-- START OF DATA EXTRACT --

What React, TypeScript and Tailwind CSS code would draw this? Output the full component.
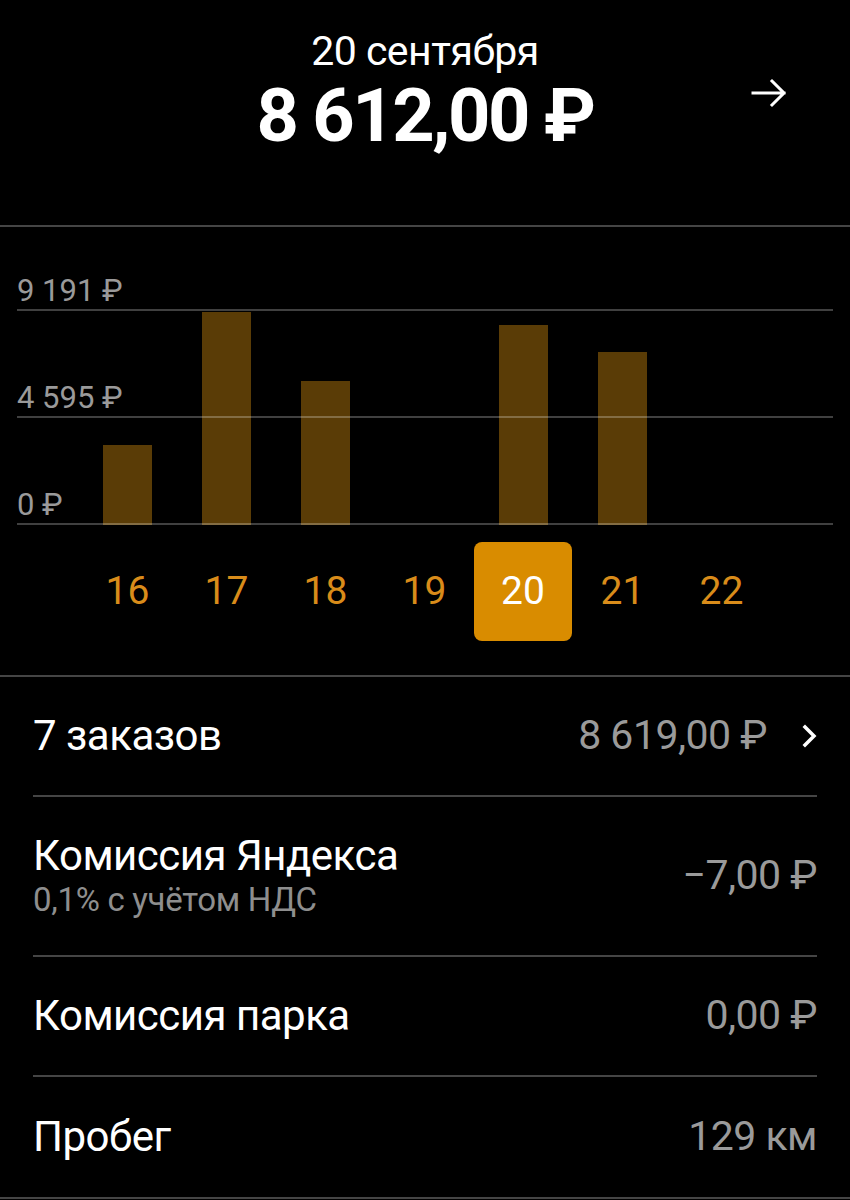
import React from 'react';

const DAYS = [
  { day: 16, value: 3450 },
  { day: 17, value: 9191 },
  { day: 18, value: 6210 },
  { day: 19, value: 0 },
  { day: 20, value: 8612 },
  { day: 21, value: 7470 },
  { day: 22, value: 0 },
];

const MAX = 9191;
const BAR_AREA = 213;

const TICKS = ['9 191 ₽', '4 595 ₽', '0 ₽'];

const ROWS = [
  { title: '7 заказов', value: '8 619,00 ₽', chevron: true },
  { title: 'Комиссия Яндекса', sub: '0,1% с учётом НДС', value: '−7,00 ₽' },
  { title: 'Комиссия парка', value: '0,00 ₽' },
  { title: 'Пробег', value: '129 км' },
];

function ArrowIcon() {
  return (
    <svg width="36" height="30" viewBox="0 0 36 30" fill="none">
      <path d="M2 15H33M21 3L33 15L21 27" stroke="white" strokeWidth="3" strokeLinecap="square" />
    </svg>
  );
}

function Chevron() {
  return (
    <svg width="18" height="24" viewBox="0 0 18 24" fill="none">
      <path d="M4 3L13 12L4 21" stroke="white" strokeWidth="3.5" strokeLinecap="square" />
    </svg>
  );
}

export default function App() {
  return (
    <div className="min-h-[1200px] w-[850px] bg-black text-white" style={{ fontFamily: 'Roboto, "Noto Sans", sans-serif' }}>
      {/* Header */}
      <div className="relative flex h-[227px] flex-col items-center border-b-2 border-[#454545] pt-[26px]">
        <div className="text-[41px] leading-[50px] tracking-[-0.5px]">20 сентября</div>
        <div className="text-[74px] font-bold leading-[80px] tracking-[-2.5px]">8 612,00 ₽</div>
        <div className="absolute right-[63px] top-[78px]">
          <ArrowIcon />
        </div>
      </div>

      {/* Chart */}
      <div className="border-b-2 border-[#454545] pb-[34px]">
        <div className="relative px-[17px] pt-[46px]">
          <div className="absolute bottom-0 left-[78px] flex h-[213px] items-end">
            {DAYS.map((d) => (
              <div key={d.day} className="flex w-[99px] justify-center">
                <div
                  className="w-[49px] bg-[#5a3c06]"
                  style={{ height: Math.round((d.value / MAX) * BAR_AREA) }}
                />
              </div>
            ))}
          </div>
          <div className="relative flex flex-col">
            {TICKS.map((t, i) => (
              <div key={t} className={i === 0 ? '' : 'mt-[69px]'}>
                <div className="text-[31px] leading-[36px] text-[#9a9a9a]">{t}</div>
                <div className="h-[2px] bg-white/25" />
              </div>
            ))}
          </div>
        </div>
        <div className="mt-[17px] flex pl-[78px]">
          {DAYS.map((d) => (
            <div
              key={d.day}
              className={
                d.day === 20
                  ? 'mr-[1px] flex h-[99px] w-[98px] items-center justify-center rounded-[8px] bg-[#d98c00] text-[39px] text-white'
                  : 'flex h-[99px] w-[99px] items-center justify-center text-[39px] text-[#d98c1a]'
              }
            >
              {d.day}
            </div>
          ))}
        </div>
      </div>

      {/* Rows */}
      <div className="border-b-2 border-[#454545]">
        <div className="px-[33px]">
          {ROWS.map((r, i) => (
            <div
              key={r.title}
              className={
                'flex items-center justify-between ' +
                (r.sub ? 'h-[160px] ' : 'h-[120px] ') +
                (i < ROWS.length - 1 ? 'border-b-2 border-[#454545]' : '')
              }
            >
              <div className="flex flex-col">
                <div className="text-[42px] leading-[48px] tracking-[-0.5px]">{r.title}</div>
                {r.sub && <div className="text-[33px] leading-[40px] tracking-[-0.3px] text-[#8e8e8e]">{r.sub}</div>}
              </div>
              <div className="flex items-center">
                <div className="text-[41px] tracking-[-0.5px] text-[#9a9a9a]">{r.value}</div>
                {r.chevron && (
                  <div className="ml-[34px] mr-[-2px]">
                    <Chevron />
                  </div>
                )}
              </div>
            </div>
          ))}
        </div>
      </div>
    </div>
  );
}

-- END OF DATA EXTRACT --

## WHAT THE TASK ASKS
Repeat the lines above exactly, and keep every picture out.

## SOLUTION
What React, TypeScript and Tailwind CSS code would draw this? Output the full component.
import React from 'react';

const DAYS = [
  { day: 16, value: 3450 },
  { day: 17, value: 9191 },
  { day: 18, value: 6210 },
  { day: 19, value: 0 },
  { day: 20, value: 8612 },
  { day: 21, value: 7470 },
  { day: 22, value: 0 },
];

const MAX = 9191;
const BAR_AREA = 213;

const TICKS = ['9 191 ₽', '4 595 ₽', '0 ₽'];

const ROWS = [
  { title: '7 заказов', value: '8 619,00 ₽', chevron: true },
  { title: 'Комиссия Яндекса', sub: '0,1% с учётом НДС', value: '−7,00 ₽' },
  { title: 'Комиссия парка', value: '0,00 ₽' },
  { title: 'Пробег', value: '129 км' },
];

function ArrowIcon() {
  return (
    <svg width="36" height="30" viewBox="0 0 36 30" fill="none">
      <path d="M2 15H33M21 3L33 15L21 27" stroke="white" strokeWidth="3" strokeLinecap="square" />
    </svg>
  );
}

function Chevron() {
  return (
    <svg width="18" height="24" viewBox="0 0 18 24" fill="none">
      <path d="M4 3L13 12L4 21" stroke="white" strokeWidth="3.5" strokeLinecap="square" />
    </svg>
  );
}

export default function App() {
  return (
    <div className="min-h-[1200px] w-[850px] bg-black text-white" style={{ fontFamily: 'Roboto, "Noto Sans", sans-serif' }}>
      {/* Header */}
      <div className="relative flex h-[227px] flex-col items-center border-b-2 border-[#454545] pt-[26px]">
        <div className="text-[41px] leading-[50px] tracking-[-0.5px]">20 сентября</div>
        <div className="text-[74px] font-bold leading-[80px] tracking-[-2.5px]">8 612,00 ₽</div>
        <div className="absolute right-[63px] top-[78px]">
          <ArrowIcon />
        </div>
      </div>

      {/* Chart */}
      <div className="border-b-2 border-[#454545] pb-[34px]">
        <div className="relative px-[17px] pt-[46px]">
          <div className="absolute bottom-0 left-[78px] flex h-[213px] items-end">
            {DAYS.map((d) => (
              <div key={d.day} className="flex w-[99px] justify-center">
                <div
                  className="w-[49px] bg-[#5a3c06]"
                  style={{ height: Math.round((d.value / MAX) * BAR_AREA) }}
                />
              </div>
            ))}
          </div>
          <div className="relative flex flex-col">
            {TICKS.map((t, i) => (
              <div key={t} className={i === 0 ? '' : 'mt-[69px]'}>
                <div className="text-[31px] leading-[36px] text-[#9a9a9a]">{t}</div>
                <div className="h-[2px] bg-white/25" />
              </div>
            ))}
          </div>
        </div>
        <div className="mt-[17px] flex pl-[78px]">
          {DAYS.map((d) => (
            <div
              key={d.day}
              className={
                d.day === 20
                  ? 'mr-[1px] flex h-[99px] w-[98px] items-center justify-center rounded-[8px] bg-[#d98c00] text-[39px] text-white'
                  : 'flex h-[99px] w-[99px] items-center justify-center text-[39px] text-[#d98c1a]'
              }
            >
              {d.day}
            </div>
          ))}
        </div>
      </div>

      {/* Rows */}
      <div className="border-b-2 border-[#454545]">
        <div className="px-[33px]">
          {ROWS.map((r, i) => (
            <div
              key={r.title}
              className={
                'flex items-center justify-between ' +
                (r.sub ? 'h-[160px] ' : 'h-[120px] ') +
                (i < ROWS.length - 1 ? 'border-b-2 border-[#454545]' : '')
              }
            >
              <div className="flex flex-col">
                <div className="text-[42px] leading-[48px] tracking-[-0.5px]">{r.title}</div>
                {r.sub && <div className="text-[33px] leading-[40px] tracking-[-0.3px] text-[#8e8e8e]">{r.sub}</div>}
              </div>
              <div className="flex items-center">
                <div className="text-[41px] tracking-[-0.5px] text-[#9a9a9a]">{r.value}</div>
                {r.chevron && (
                  <div className="ml-[34px] mr-[-2px]">
                    <Chevron />
                  </div>
                )}
              </div>
            </div>
          ))}
        </div>
      </div>
    </div>
  );
}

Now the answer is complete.